Questa architettura aperta è uno dei pilastri della AI-readiness: consente di integrare nuovi strumenti e metodologie senza compromettere la coerenza del sistema informativo. In un contesto in cui le imprese adottano sempre più applicazioni di intelligenza artificiale, mantenere un’infrastruttura semantica unificata diventa una condizione di sopravvivenza competitiva.

Dalla fabbrica al management: una cultura del dato condivisa

L’AI-readiness non è solo una questione tecnologica, ma anche culturale. Ceccherini ha insistito sull’importanza di «portare la tecnologia di base dai lavoratori ai manager», ribaltando la logica tradizionale in cui l’innovazione nasceva nei vertici per poi diffondersi verso il basso.

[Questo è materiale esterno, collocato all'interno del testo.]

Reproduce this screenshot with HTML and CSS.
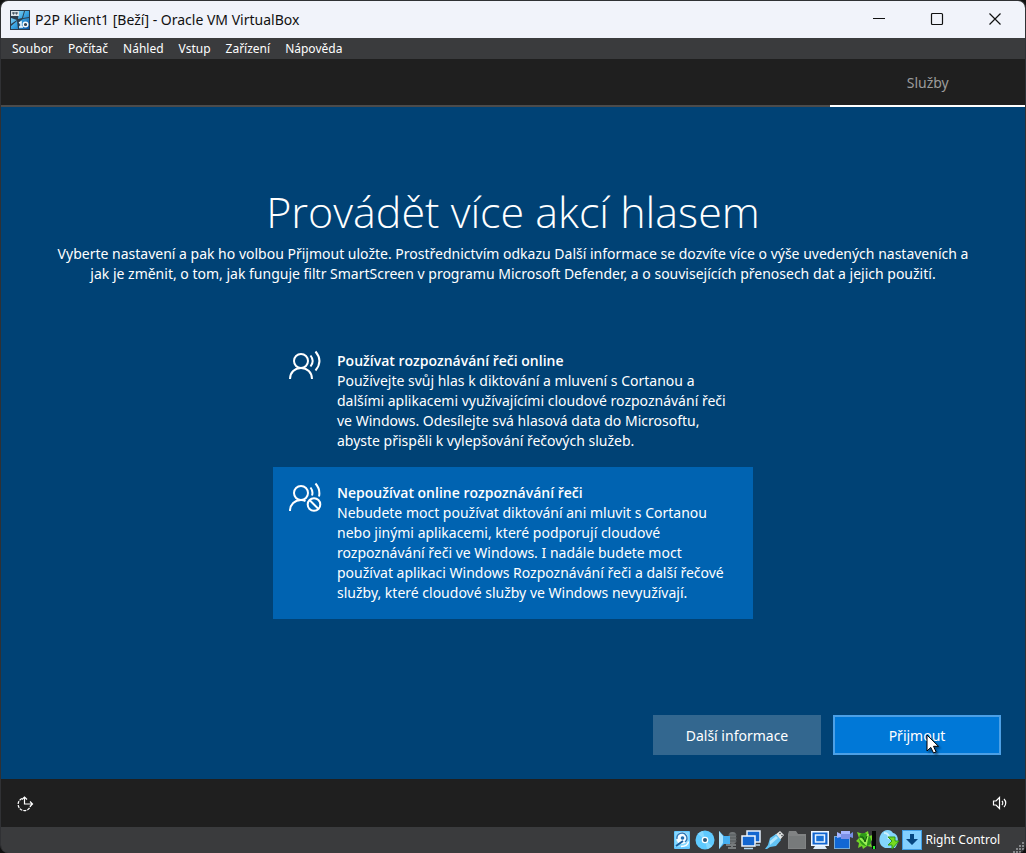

In molte imprese, la trasformazione digitale fallisce non per limiti tecnici, ma per mancanza di consapevolezza diffusa. È la cultura del dato a determinare se l’intelligenza artificiale sarà un supporto o un ostacolo. Quando le persone comprendono il valore dei dati che producono e utilizzano, l’intero sistema diventa più reattivo, trasparente e capace di apprendere.

Questa democratizzazione dell’accesso informativo è uno dei passaggi più complessi, ma anche più strategici: significa garantire che il dato non resti confinato a specialisti o analisti, ma diventi una risorsa condivisa tra chi opera sul campo e chi prende decisioni strategiche. È così che l’AI può diventare davvero uno strumento quotidiano e non un progetto isolato.

Verso un’AI che potenzia, non sostituisce, il decision-making

L’intervento di Adriano Ceccherini mostra come la transizione verso l’AI-readiness non possa limitarsi a un aggiornamento infrastrutturale. Richiede una visione integrata, in cui la semantica del dato, la continuità dei processi e la cultura aziendale convergano per creare un ecosistema realmente intelligente.

L’intelligenza artificiale, in questa visione, non è un fine, ma un mezzo per migliorare la capacità delle organizzazioni di comprendere se stesse. E il dato, finalmente, torna al suo ruolo originario: essere un linguaggio condiviso tra persone e macchine, capace di trasformare la complessità in conoscenza.